Thank you Madam President. The next order of business ...
Please vote.
Please vote.
PLEASE vote. 😇
Please VOTE. 😡
—But Latour would tell us that it is a grave mistake to equate the sum of the work done at General Convention with the minutes of the houses and the end state of the virtual binder of resolutions and elections. (Lots of the people taking potshots at the proceedings are doing precisely this.)
As I walked around the corridors, meeting rooms, exhibit halls, and streets of Louisville—sometimes with a preschooler on my shoulders—I couldn't help but notice the many diverse and subtler elements of Latour's "matrices of relations," the quiet and the raucous acts of group formation in the form of
- hugs;
- text messages;
- happy lunches over sad food;
- dance moves;
- TikToks;
- TikToks about dance moves;
- pilgrimages to the worthier coffee spots;
- rants about bishops;
- raves about young people;
- confessions of exhaustion, impatience, and their various byproducts;
- jokes about the simultaneous creativity and cheapness of convention swag;
- frantic feats of face recognition, height non-recognition, name mangling, relational context reconstruction, and more;
- welcoming strangers onto elevators;
- swapping snacks, bragging about snacks, devouring snacks, documenting the cost of snacks; and
- yes, regrettably, contributing a couple of micro-cents to Elon Musk's bottom line out of sheer desperation for the one utterly unreplaceable function of the website he ruined.

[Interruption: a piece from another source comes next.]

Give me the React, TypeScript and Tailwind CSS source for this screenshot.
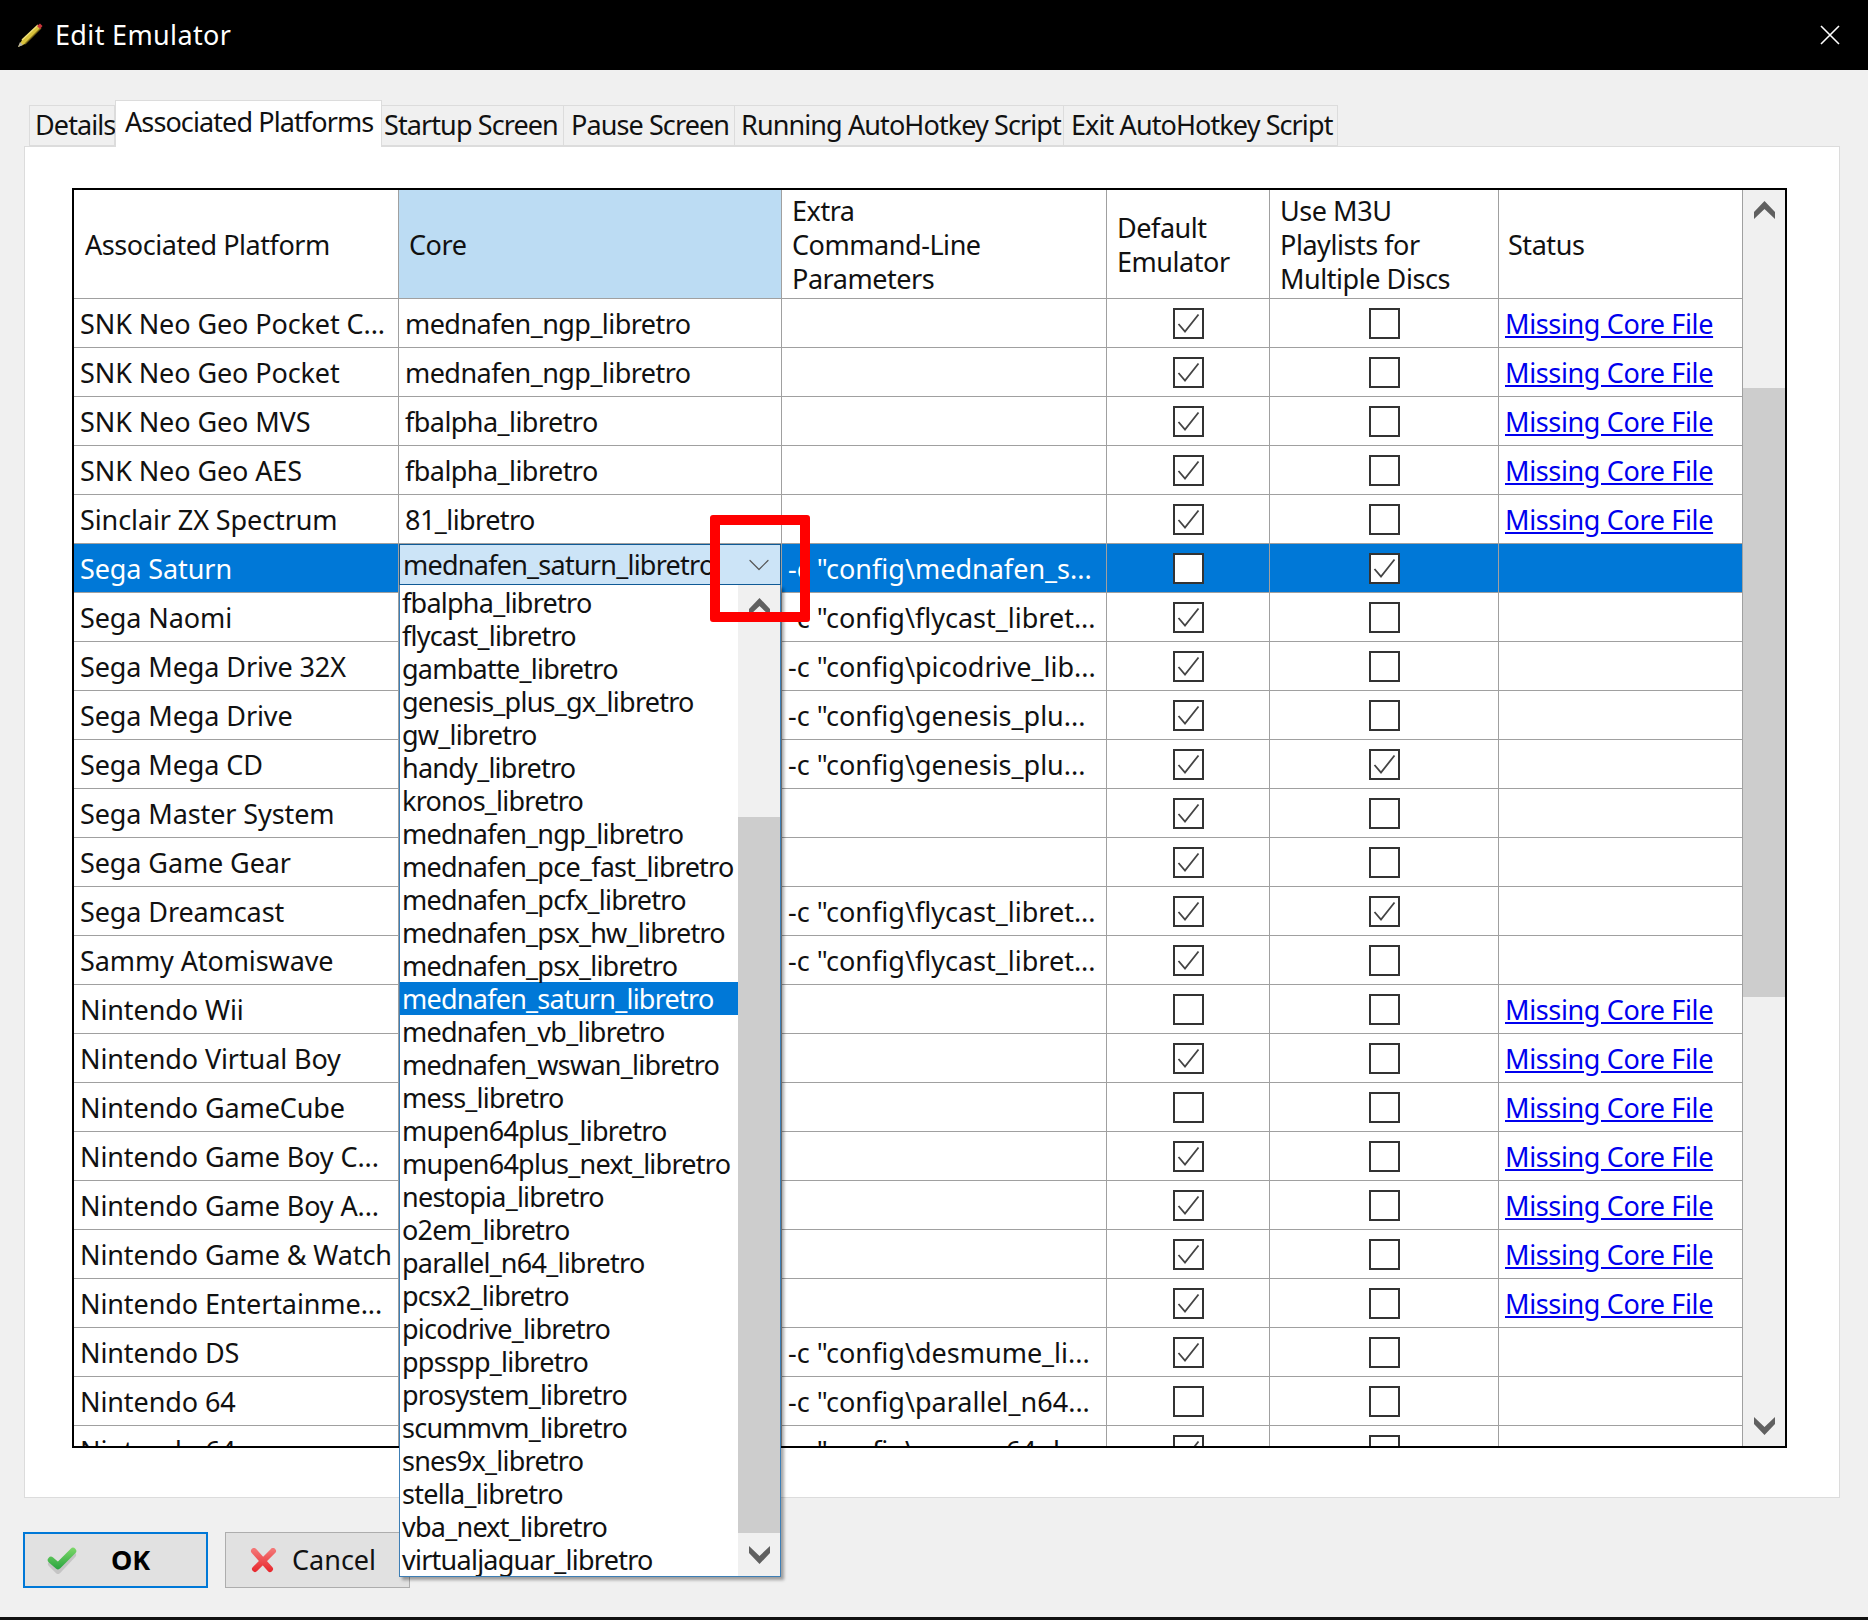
import { ChevronDown } from "lucide-react";

interface Row {
  platform: string;
  core?: string;
  extra?: string;
  isDefault: boolean;
  m3u: boolean;
  missing?: boolean;
  selected?: boolean;
}

const rows: Row[] = [
  { platform: "SNK Neo Geo Pocket C...", core: "mednafen_ngp_libretro", isDefault: true, m3u: false, missing: true },
  { platform: "SNK Neo Geo Pocket", core: "mednafen_ngp_libretro", isDefault: true, m3u: false, missing: true },
  { platform: "SNK Neo Geo MVS", core: "fbalpha_libretro", isDefault: true, m3u: false, missing: true },
  { platform: "SNK Neo Geo AES", core: "fbalpha_libretro", isDefault: true, m3u: false, missing: true },
  { platform: "Sinclair ZX Spectrum", core: "81_libretro", isDefault: true, m3u: false, missing: true },
  { platform: "Sega Saturn", extra: '-c "config\\mednafen_s...', isDefault: false, m3u: true, selected: true },
  { platform: "Sega Naomi", extra: '-c "config\\flycast_libret...', isDefault: true, m3u: false },
  { platform: "Sega Mega Drive 32X", extra: '-c "config\\picodrive_lib...', isDefault: true, m3u: false },
  { platform: "Sega Mega Drive", extra: '-c "config\\genesis_plu...', isDefault: true, m3u: false },
  { platform: "Sega Mega CD", extra: '-c "config\\genesis_plu...', isDefault: true, m3u: true },
  { platform: "Sega Master System", isDefault: true, m3u: false },
  { platform: "Sega Game Gear", isDefault: true, m3u: false },
  { platform: "Sega Dreamcast", extra: '-c "config\\flycast_libret...', isDefault: true, m3u: true },
  { platform: "Sammy Atomiswave", extra: '-c "config\\flycast_libret...', isDefault: true, m3u: false },
  { platform: "Nintendo Wii", isDefault: false, m3u: false, missing: true },
  { platform: "Nintendo Virtual Boy", isDefault: true, m3u: false, missing: true },
  { platform: "Nintendo GameCube", isDefault: false, m3u: false, missing: true },
  { platform: "Nintendo Game Boy C...", isDefault: true, m3u: false, missing: true },
  { platform: "Nintendo Game Boy A...", isDefault: true, m3u: false, missing: true },
  { platform: "Nintendo Game & Watch", isDefault: true, m3u: false, missing: true },
  { platform: "Nintendo Entertainme...", isDefault: true, m3u: false, missing: true },
  { platform: "Nintendo DS", extra: '-c "config\\desmume_li...', isDefault: true, m3u: false },
  { platform: "Nintendo 64", extra: '-c "config\\parallel_n64...', isDefault: false, m3u: false },
  { platform: "Nintendo 64", extra: '-c "config\\mupen64plu...', isDefault: true, m3u: false },
];

const cores = [
  "fbalpha_libretro",
  "flycast_libretro",
  "gambatte_libretro",
  "genesis_plus_gx_libretro",
  "gw_libretro",
  "handy_libretro",
  "kronos_libretro",
  "mednafen_ngp_libretro",
  "mednafen_pce_fast_libretro",
  "mednafen_pcfx_libretro",
  "mednafen_psx_hw_libretro",
  "mednafen_psx_libretro",
  "mednafen_saturn_libretro",
  "mednafen_vb_libretro",
  "mednafen_wswan_libretro",
  "mess_libretro",
  "mupen64plus_libretro",
  "mupen64plus_next_libretro",
  "nestopia_libretro",
  "o2em_libretro",
  "parallel_n64_libretro",
  "pcsx2_libretro",
  "picodrive_libretro",
  "ppsspp_libretro",
  "prosystem_libretro",
  "scummvm_libretro",
  "snes9x_libretro",
  "stella_libretro",
  "vba_next_libretro",
  "virtualjaguar_libretro",
];

const tabs = [
  { label: "Details", className: "w-[86px] pl-[5px]" },
  { label: "Associated Platforms", className: "w-[267px] pl-[9px]", active: true },
  { label: "Startup Screen", className: "w-[182px] pl-[2px]" },
  { label: "Pause Screen", className: "w-[171px] pl-[7px]" },
  { label: "Running AutoHotkey Script", className: "w-[329px] pl-[6px]" },
  { label: "Exit AutoHotkey Script", className: "w-[274px] pl-[7px]" },
];

function Chevron({ down }: { down?: boolean }) {
  return (
    <svg width="21" height="18" viewBox="0 0 21 18" className={down ? "rotate-180" : ""}>
      <path d="M10.5 0 L21 11 V18 L10.5 8 L0 18 V11 Z" fill="#606060" />
    </svg>
  );
}

function Checkbox({ checked }: { checked: boolean }) {
  return (
    <div className="w-[31px] h-[31px] border-2 border-[#333333] bg-white flex items-center justify-center">
      {checked && (
        <svg width="27" height="27" viewBox="0 0 27 27" fill="none">
          <path d="M3.5 14 L10 21.5 L23.5 4.5" stroke="#444444" strokeWidth="1.8" />
        </svg>
      )}
    </div>
  );
}

function Pencil() {
  return (
    <svg width="28" height="28" viewBox="0 0 28 28" className="ml-[16px]">
      <path d="M2 26 L6 19 L22 4 L25 7 L9 23 Z" fill="#d8c23c" />
      <path d="M6 19 L22 4" stroke="#f2e27a" strokeWidth="1.5" />
      <path d="M9 23 L25 7" stroke="#7d6a18" strokeWidth="1.2" />
      <path d="M21 5 L24 2.5 L26.5 5 L24 8 Z" fill="#c8343a" />
      <path d="M2 26 L4 21 L7 24 Z" fill="#b9b3a0" />
    </svg>
  );
}

function GreenCheck() {
  return (
    <svg width="30" height="27" viewBox="0 0 30 27" fill="none" className="blur-[0.5px]">
      <defs>
        <linearGradient id="okg" gradientUnits="userSpaceOnUse" x1="0" y1="0" x2="0" y2="24">
          <stop offset="0" stopColor="#7fd96a" />
          <stop offset="1" stopColor="#22a03c" />
        </linearGradient>
      </defs>
      <path d="M4 15 L11 22 L26 6" stroke="#a8a8a8" strokeWidth="6" strokeLinecap="round" strokeLinejoin="round" transform="translate(0 2)" opacity="0.5" />
      <path d="M4 13 L11 19 L26 4" stroke="url(#okg)" strokeWidth="6.5" strokeLinecap="round" strokeLinejoin="round" />
    </svg>
  );
}

function RedCross() {
  return (
    <svg width="28" height="25" viewBox="0 0 28 25" fill="none" className="blur-[0.5px]">
      <defs>
        <linearGradient id="xg" gradientUnits="userSpaceOnUse" x1="0" y1="0" x2="0" y2="24">
          <stop offset="0" stopColor="#f47a7a" />
          <stop offset="1" stopColor="#e8262c" />
        </linearGradient>
      </defs>
      <path d="M5 3 L21 21 M24 3 L6 21" stroke="url(#xg)" strokeWidth="6" strokeLinecap="round" />
    </svg>
  );
}

function TableRow({ row }: { row: Row }) {
  const text = row.selected ? "text-white" : "text-[#111111]";
  const bg = row.selected ? "bg-[#0078d7]" : "bg-white";
  const cell = "h-full border-r border-[#a0a0a0] flex items-center shrink-0 whitespace-nowrap overflow-hidden";
  return (
    <div className={`flex h-[49px] shrink-0 border-b border-[#a0a0a0] ${bg} ${text}`}>
      <div className={`${cell} w-[325px] pl-[6px] pt-[3px] tracking-[-0.1px]`}>{row.platform}</div>
      <div className={`${cell} w-[383px] pl-[6px] pt-[3px] tracking-[-0.55px]`}>{row.core}</div>
      <div className={`${cell} w-[325px] pl-[6px] pt-[3px]`}>{row.extra}</div>
      <div className={`${cell} w-[163px] justify-center`}>
        <Checkbox checked={row.isDefault} />
      </div>
      <div className={`${cell} w-[229px] justify-center`}>
        <Checkbox checked={row.m3u} />
      </div>
      <div className={`${cell} w-[244px] pl-[6px] pt-[3px] tracking-[-0.35px]`}>
        {row.missing && <a className="text-[#0000ee] underline">Missing Core File</a>}
      </div>
    </div>
  );
}

function HeaderRow() {
  const cell = "h-full border-r border-[#a0a0a0] flex items-center shrink-0 leading-[34px] pt-[1px] tracking-[-0.45px]";
  return (
    <div className="flex h-[109px] shrink-0 border-b border-[#a0a0a0] bg-white text-[#111111]">
      <div className={`${cell} w-[325px] pl-[11px]`}>Associated Platform</div>
      <div className={`${cell} w-[383px] pl-[10px] bg-[#bcdcf3]`}>Core</div>
      <div className={`${cell} w-[325px] pl-[10px]`}>
        <div>
          Extra
          <br />
          Command-Line
          <br />
          Parameters
        </div>
      </div>
      <div className={`${cell} w-[163px] pl-[10px]`}>
        <div>
          Default
          <br />
          Emulator
        </div>
      </div>
      <div className={`${cell} w-[229px] pl-[10px]`}>
        <div>
          Use M3U
          <br />
          Playlists for
          <br />
          Multiple Discs
        </div>
      </div>
      <div className={`${cell} w-[244px] pl-[9px]`}>Status</div>
    </div>
  );
}

function CoreDropdown() {
  return (
    <div className="absolute left-[399px] top-[544px] w-[382px] z-10 tracking-[-0.75px]">
      <div className="h-[41px] bg-[#cce4f7] border border-[#0f5a96] flex items-center pl-[3px] pt-[1px] text-[#111111] relative">
        mednafen_saturn_libretro
        <ChevronDown className="absolute right-[3px] top-[2px] text-[#555555]" size={36} strokeWidth={0.8} />
      </div>
      <div className="h-[992px] flex bg-white border border-t-0 border-[#3d7eb5] shadow-[3px_3px_3px_rgba(0,0,0,0.35)]">
        <div className="flex-1 pt-[1px] overflow-hidden">
          {cores.map((c) => (
            <div
              key={c}
              className={`h-[33px] leading-[33px] pl-[2px] whitespace-nowrap ${
                c === "mednafen_saturn_libretro" ? "bg-[#0078d7] text-white" : "text-[#111111]"
              }`}
            >
              {c}
            </div>
          ))}
        </div>
        <div className="w-[42px] flex flex-col bg-[#f0f0f0]">
          <div className="h-[232px] shrink-0 flex justify-center pt-[13px]">
            <Chevron />
          </div>
          <div className="h-[716px] shrink-0 bg-[#cdcdcd]" />
          <div className="flex-1 flex justify-center pt-[13px]">
            <Chevron down />
          </div>
        </div>
      </div>
    </div>
  );
}

export default function App() {
  return (
    <div className="relative w-[1868px] h-[1620px] overflow-hidden bg-[#f0f0f0] text-[27px] font-['Noto_Sans',sans-serif] flex flex-col">
      <div className="h-[70px] shrink-0 bg-black flex items-center text-white">
        <Pencil />
        <span className="ml-[11px] tracking-[0.35px]">Edit Emulator</span>
        <svg width="22" height="22" viewBox="0 0 22 22" className="ml-auto mr-[27px]">
          <path d="M2 2 L20 20 M20 2 L2 20" stroke="white" strokeWidth="1.6" />
        </svg>
      </div>

      <div className="flex items-end h-[76px] pl-[29px] shrink-0 relative z-[1] tracking-[-0.9px]">
        {tabs.map((t) =>
          t.active ? (
            <div
              key={t.label}
              className={`${t.className} h-[47px] -mb-px bg-white border border-b-0 border-[#dcdcdc] flex items-center text-[#111111] pb-[4px] whitespace-nowrap`}
            >
              {t.label}
            </div>
          ) : (
            <div
              key={t.label}
              className={`${t.className} h-[41px] bg-[#f0f0f0] border border-[#dcdcdc] border-l-0 first:border-l flex items-center text-[#111111] whitespace-nowrap`}
            >
              {t.label}
            </div>
          ),
        )}
      </div>

      <div className="ml-[24px] w-[1816px] h-[1352px] shrink-0 bg-white border border-[#dcdcdc] pl-[47px] pt-[41px]">
        <div className="w-[1715px] h-[1260px] border-2 border-black flex overflow-hidden">
          <div className="w-[1669px] shrink-0 flex flex-col">
            <HeaderRow />
            {rows.map((r, i) => (
              <TableRow key={i} row={r} />
            ))}
          </div>
          <div className="w-[42px] shrink-0 bg-[#f0f0f0] flex flex-col">
            <div className="h-[198px] shrink-0 flex justify-center pt-[11px]">
              <Chevron />
            </div>
            <div className="h-[609px] shrink-0 bg-[#cdcdcd]" />
            <div className="flex-1 flex justify-center items-end pb-[11px]">
              <Chevron down />
            </div>
          </div>
        </div>
      </div>

      <div className="flex gap-[17px] pl-[23px] pt-[34px] text-[#111111]">
        <div className="w-[185px] h-[56px] bg-[#e1e1e1] border-2 border-[#0078d7] flex items-center pl-[22px]">
          <GreenCheck />
          <span className="ml-[34px] font-bold text-black">OK</span>
        </div>
        <div className="w-[185px] h-[56px] bg-[#e1e1e1] border border-[#adadad] flex items-center pl-[23px]">
          <RedCross />
          <span className="ml-[15px]">Cancel</span>
        </div>
      </div>

      <div className="absolute left-0 bottom-0 w-full h-[3px] bg-[#111111]" />

      <CoreDropdown />
      <div className="absolute left-[710px] top-[515px] w-[100px] h-[107px] border-[10px] border-[#ff0000] rounded-[3px] z-20" />
    </div>
  );
}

Don't get me wrong. The official acts of General Convention are incredibly important. Likely difference-making along many axes of importance.
But perhaps because I was seeing my old life through new eyes—and especially because I did get some very long overdue hugs from old friends—that's the biggest thing I'm taking away from GC81:
All those small reminders of the difference-making acts that make the church I belong to, and the life that God has given me, such a beautiful matrix of relations in constant and chaotic mutual formation.
*Please don't call it GenCon.
**The more connections, the more freedom to act. Is that ironic or unsurprising, theologically? That's a post for another day.